Scheming Anne-Sofie von Otter offs her brother and sons before the opera even begins? You bet! “Trove Thursday” begins 2018 with her devious Médée in Lully’s Thésée from a decade ago conducted by Emmanuelle Haïm.
Although she once made a French baroque CD including bits of Charpentier’s Médée, a big star like von Otter performing in a staging of a Lully work isn’t necessarily what one might expect. But since the turn of this century, her adventurous operatic choices have sometimes been quite surprising from Carmen to Brangäne and Waltraute to Leokadja Begbick.
Before the 1980s Lully’s operas were considered historically important but otherwise ignored as grandiose pageants but ineffective music-drama. Although there were earlier efforts to disprove that view, it held sway until the remarkable 1985 revival of Atys by Les Arts Florissants. Over the intervening years I’ve heard most of his operas and they are admittedly quite variable with the strongest (imo) being Armide (the only other Lully done by LAF whose fine DVD is sadly out of print) and Roland in addition to today’s Thésée.
An early work from 1675, it conforms to the usual structure of tragédie lyrique and begins with a ceremonial prologue followed by five short acts each leavened by divertissements which occasionally comment on the plot. This leisurely presentation of the drama means that neither Médée nor Thésée arrive on the scene until the second act, more than an hour in.
Lully’s opera deals with Médée well after all that trouble with Jason. But the libretto fudges on mythology where she simply resents Thésée’s claims to the throne and instead puts her into a love triangle with him and Aeglé. She, of course, if being wooed by King Egée who turns out to be Thésée’s father. Médée, being Médée, doesn’t like being thwarted when daddy embraces his sonny-boy’s return and blesses his union with Aeglé; not unexpectedly she wreaks havoc when she learns of this turn of events.
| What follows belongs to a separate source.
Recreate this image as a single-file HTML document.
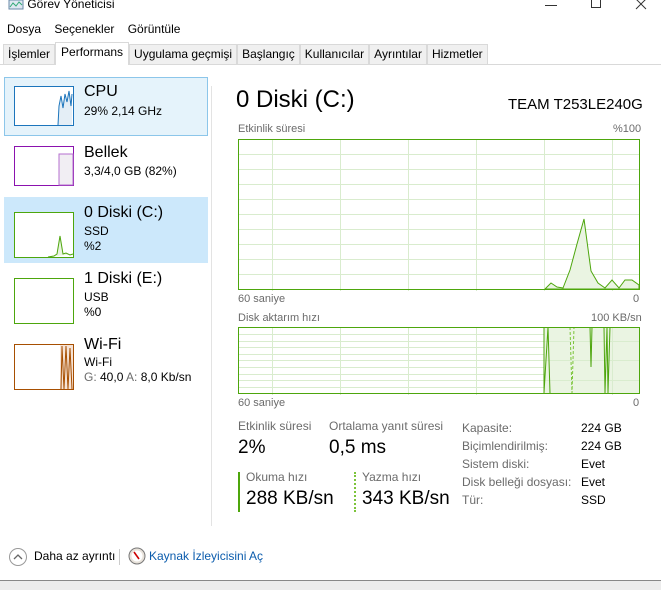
<!DOCTYPE html>
<html><head><meta charset="utf-8"><style>
*{margin:0;padding:0;box-sizing:border-box}
body{width:661px;height:590px;overflow:hidden;background:#fff;font-family:"Segoe UI","Liberation Sans",sans-serif;color:#000;position:relative}
.a{position:absolute;white-space:nowrap}
.g{color:#6b6b6b}
</style></head><body>
<div class="a" style="left:8px;top:-3px;font-size:12px">
<svg width="16" height="12" style="vertical-align:middle"><rect x="1" y="1" width="14" height="9" fill="#dfe8f2" stroke="#6a8aa8"/><polyline points="2,8 5,4 8,7 11,3 14,6" fill="none" stroke="#3a7"/></svg> Görev Yöneticisi</div>
<div class="a" style="left:545px;top:5px;width:12px;height:1px;background:#333"></div>
<div class="a" style="left:591px;top:-2px;width:10px;height:10px;border:1px solid #333"></div>
<svg class="a" style="left:635px;top:-2px" width="12" height="12"><path d="M1,1 L11,11 M11,1 L1,11" stroke="#333" stroke-width="1"/></svg>
<div class="a" style="left:7px;top:22px;font-size:12px">Dosya&nbsp;&nbsp;&nbsp; Seçenekler&nbsp;&nbsp;&nbsp; Görüntüle</div>
<div class="a" style="left:0;top:64px;width:661px;height:1px;background:#d9d9d9"></div>
<div class="a" style="left:3px;top:44px;height:21px;font-size:12px;display:flex">
<div style="border:1px solid #d9d9d9;background:#f0f0f0;padding:2px 4px;height:21px">İşlemler</div>
<div style="border:1px solid #d9d9d9;border-bottom:none;background:#fff;padding:0 5px;height:23px;margin-top:-2px;line-height:19px">Performans</div>
<div style="border:1px solid #d9d9d9;background:#f0f0f0;padding:2px 4px;height:21px">Uygulama geçmişi</div>
<div style="border:1px solid #d9d9d9;background:#f0f0f0;padding:2px 4px;height:21px">Başlangıç</div>
<div style="border:1px solid #d9d9d9;background:#f0f0f0;padding:2px 4px;height:21px">Kullanıcılar</div>
<div style="border:1px solid #d9d9d9;background:#f0f0f0;padding:2px 4px;height:21px">Ayrıntılar</div>
<div style="border:1px solid #d9d9d9;background:#f0f0f0;padding:2px 4px;height:21px">Hizmetler</div>
</div>
<!-- left panel -->
<div class="a" style="left:4px;top:77px;width:204px;height:59px;background:#e5f3fb;border:1px solid #8cc6ea"></div>
<div class="a" style="left:4px;top:197px;width:204px;height:66px;background:#cce8fb"></div>
<div class="a" style="left:211px;top:86px;width:1px;height:440px;background:#e3e3e3"></div>
<svg class="a" style="left:14px;top:86px" width="60" height="305">
<rect x="0.5" y="0.5" width="59" height="39" fill="#fff" stroke="#1c75bc"/>
<polygon points="44,39 45,20 47,10 49,22 51,8 53,16 55,5 57,20 58,8 58,39" fill="#e4eef6"/>
<polyline points="44,39 45,20 47,10 49,22 51,8 53,16 55,5 57,20 58,8" fill="none" stroke="#1c75bc"/>
<rect x="0.5" y="60.5" width="59" height="39" fill="#fff" stroke="#8b12ae"/>
<rect x="45" y="68" width="14" height="31" fill="#f1eef3" stroke="#b56fcf"/>
<rect x="0.5" y="126.5" width="59" height="45" fill="#fff" stroke="#4da60c"/>
<polyline points="34,171 40,170 43,168 46,150 49,168 52,167 56,169 59,168" fill="#e9f4e0" stroke="#4da60c"/>
<rect x="0.5" y="192.5" width="59" height="45" fill="#fff" stroke="#4da60c"/>
<rect x="0.5" y="258.5" width="59" height="45" fill="#fff" stroke="#a74f01"/>
<rect x="46" y="259" width="13" height="44" fill="#f6e3d6"/>
<polyline points="47,303 48,260 50,303 52,260 54,303 56,262 58,303" fill="none" stroke="#a74f01"/>
</svg>
<div class="a" style="left:84px;top:83px;font-size:16px">CPU</div>
<div class="a" style="left:84px;top:104px;font-size:12px">29% 2,14 GHz</div>
<div class="a" style="left:84px;top:144px;font-size:16px">Bellek</div>
<div class="a" style="left:84px;top:164px;font-size:12px">3,3/4,0 GB (82%)</div>
<div class="a" style="left:84px;top:204px;font-size:16px">0 Diski (C:)</div>
<div class="a" style="left:84px;top:224px;font-size:12px">SSD</div>
<div class="a" style="left:84px;top:239px;font-size:12px">%2</div>
<div class="a" style="left:84px;top:270px;font-size:16px">1 Diski (E:)</div>
<div class="a" style="left:84px;top:290px;font-size:12px">USB</div>
<div class="a" style="left:84px;top:305px;font-size:12px">%0</div>
<div class="a" style="left:84px;top:336px;font-size:16px">Wi-Fi</div>
<div class="a" style="left:84px;top:355px;font-size:12px">Wi-Fi</div>
<div class="a" style="left:84px;top:370px;font-size:12px"><span class="g">G:</span> 40,0 <span class="g">A:</span> 8,0 Kb/sn</div>
<!-- right -->
<div class="a" style="left:236px;top:86px;font-size:24px">0 Diski (C:)</div>
<div class="a" style="left:508px;top:96px;font-size:15px">TEAM T253LE240G</div>
<div class="a g" style="left:238px;top:123px;font-size:11px">Etkinlik süresi</div>
<div class="a g" style="left:613px;top:123px;font-size:11px">%100</div>
<svg class="a" style="left:238px;top:139px" width="402" height="152">
<g stroke="#d9ecce" stroke-width="1">
<line x1="0" y1="15.5" x2="402" y2="15.5"/><line x1="0" y1="30.5" x2="402" y2="30.5"/><line x1="0" y1="45.5" x2="402" y2="45.5"/><line x1="0" y1="60.5" x2="402" y2="60.5"/><line x1="0" y1="75.5" x2="402" y2="75.5"/><line x1="0" y1="90.5" x2="402" y2="90.5"/><line x1="0" y1="105.5" x2="402" y2="105.5"/><line x1="0" y1="120.5" x2="402" y2="120.5"/><line x1="0" y1="135.5" x2="402" y2="135.5"/>
<line x1="34.5" y1="0" x2="34.5" y2="152"/><line x1="102.5" y1="0" x2="102.5" y2="152"/><line x1="170.5" y1="0" x2="170.5" y2="152"/><line x1="238.5" y1="0" x2="238.5" y2="152"/><line x1="306.5" y1="0" x2="306.5" y2="152"/><line x1="374.5" y1="0" x2="374.5" y2="152"/>
</g>
<polygon points="307,150 313,144 319,148 325,149 332,131 339,105 346,80 353,132 360,144 367,149 374,141 381,149 387,141 394,141 401,146 401,150" fill="#eaf4e2" stroke="#4da60c"/>
<rect x="0.5" y="0.5" width="401" height="150" fill="none" stroke="#4da60c"/>
</svg>
<div class="a g" style="left:238px;top:293px;font-size:11px">60 saniye</div>
<div class="a g" style="left:633px;top:293px;font-size:11px">0</div>
<div class="a g" style="left:238px;top:312px;font-size:11px">Disk aktarım hızı</div>
<div class="a g" style="left:591px;top:312px;font-size:11px">100 KB/sn</div>
<svg class="a" style="left:238px;top:327px" width="402" height="68">
<g stroke="#d9ecce">
<line x1="0" y1="7.5" x2="402" y2="7.5"/><line x1="0" y1="14.5" x2="402" y2="14.5"/><line x1="0" y1="20.5" x2="402" y2="20.5"/><line x1="0" y1="27.5" x2="402" y2="27.5"/><line x1="0" y1="33.5" x2="402" y2="33.5"/><line x1="0" y1="40.5" x2="402" y2="40.5"/><line x1="0" y1="47.5" x2="402" y2="47.5"/><line x1="0" y1="53.5" x2="402" y2="53.5"/><line x1="0" y1="60.5" x2="402" y2="60.5"/>
<line x1="34.5" y1="0" x2="34.5" y2="68"/><line x1="102.5" y1="0" x2="102.5" y2="68"/><line x1="170.5" y1="0" x2="170.5" y2="68"/><line x1="238.5" y1="0" x2="238.5" y2="68"/>
</g>
<rect x="306" y="1" width="95" height="65" fill="#eaf4e2"/>
<g stroke="#d9ecce"><line x1="306" y1="14.5" x2="402" y2="14.5"/><line x1="306" y1="33.5" x2="402" y2="33.5"/><line x1="306" y1="53.5" x2="402" y2="53.5"/><line x1="374.5" y1="0" x2="374.5" y2="68"/></g>
<polyline points="306,0 306,66 310,0 312,66" fill="none" stroke="#4da60c"/>
<polyline points="332,0 334,66 336,0" fill="none" stroke="#7cc43a" stroke-dasharray="3,2"/>
<polyline points="352,0 353,40 354,0" fill="none" stroke="#4da60c"/>
<polyline points="366,0 367,66 369,0 370,66 372,0" fill="none" stroke="#4da60c"/>
<rect x="0.5" y="0.5" width="401" height="66" fill="none" stroke="#4da60c"/>
</svg>
<div class="a g" style="left:238px;top:397px;font-size:11px">60 saniye</div>
<div class="a g" style="left:633px;top:397px;font-size:11px">0</div>
<div class="a g" style="left:238px;top:419px;font-size:12px">Etkinlik süresi</div>
<div class="a g" style="left:329px;top:419px;font-size:12px">Ortalama yanıt süresi</div>
<div class="a" style="left:238px;top:437px;font-size:19px">2%</div>
<div class="a" style="left:329px;top:437px;font-size:19px">0,5 ms</div>
<div class="a" style="left:238px;top:472px;width:2px;height:40px;background:#4da60c"></div>
<div class="a" style="left:354px;top:472px;width:2px;height:40px;border-left:2px dotted #7cc43a"></div>
<div class="a g" style="left:246px;top:470px;font-size:12px">Okuma hızı</div>
<div class="a g" style="left:362px;top:470px;font-size:12px">Yazma hızı</div>
<div class="a" style="left:246px;top:488px;font-size:19px">288 KB/sn</div>
<div class="a" style="left:362px;top:488px;font-size:19px">343 KB/sn</div>
<div class="a g" style="left:462px;top:419px;font-size:12px;line-height:18px">Kapasite:<br>Biçimlendirilmiş:<br>Sistem diski:<br>Disk belleği dosyası:<br>Tür:</div>
<div class="a" style="left:581px;top:419px;font-size:12px;line-height:18px">224 GB<br>224 GB<br>Evet<br>Evet<br>SSD</div>
<!-- footer -->
<svg class="a" style="left:8px;top:547px" width="20" height="20"><circle cx="10" cy="10" r="8.5" fill="none" stroke="#999"/><polyline points="6,12 10,8 14,12" fill="none" stroke="#666" stroke-width="1.3"/></svg>
<div class="a" style="left:34px;top:549px;font-size:12px">Daha az ayrıntı</div>
<div class="a" style="left:119px;top:549px;width:1px;height:16px;background:#ccc"></div>
<svg class="a" style="left:128px;top:547px" width="18" height="18"><circle cx="9" cy="9" r="8" fill="#e8e2da" stroke="#777"/><circle cx="9" cy="9" r="5.5" fill="#fff"/><line x1="6" y1="5" x2="11" y2="12" stroke="#c00" stroke-width="1.6"/></svg>
<div class="a" style="left:149px;top:549px;font-size:12px;color:#0b5cad">Kaynak İzleyicisini Aç</div>
<div class="a" style="left:0;top:580px;width:661px;height:1px;background:#888"></div>
<div class="a" style="left:0;top:581px;width:661px;height:9px;background:#ececec"></div>
</body></html>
However, since there must be a lieto fine, a goddess in the neighborhood drops by to restore order celebrated by dances and choruses of rejoicing. But Charpentier’s great opera Médée (about that nasty Jason business) less than twenty years later daringly dispensed with the happy ending altogether.
Those allergic to countertenors, fear not: French baroque composers never used castrati so no need to cast a modern-day falsettist.
After listening again recently to both Handel’s Teseo (which is based on the Philippe Quinault libretto set by Lully and which was posted here in October) and Lully’s Thésée and noting their vivid depictions of Medea, I got to thinking of some other favorite opera (anti-)heroines drawn from either mythology or antiquity, so throughout the year “Trove Thursday” will feature a number of these: Alcestis, Semiramis, Dido, Cleopatra, and others including perhaps yet another Medea.
Lully: Thésée
Théâtre des Champs-Elysées
22 February 2008
Broadcast
Anne Sofie von Otter — Médée
Sophie Karthaüser — Aeglé
Jaël Azzaretti – Cérès/Cléone/Une Bergère
Aurélia Legay — Vénus/Dorine
Salomé Haller — La Prêtresse
Paul Agnew — Thésée
Jean-Philippe Lafont — Egée
Nathan Berg – Mars/Arcas
Cyril Auvity – Bacchus/Un Plaisir/Un Berger
Le concert d’Astrée
Emmanuelle Haïm — conductor
Thésée can be downloaded by clicking on the icon of a square with an arrow pointing downward on its audio player and the resulting mp3 file will appear in your download directory.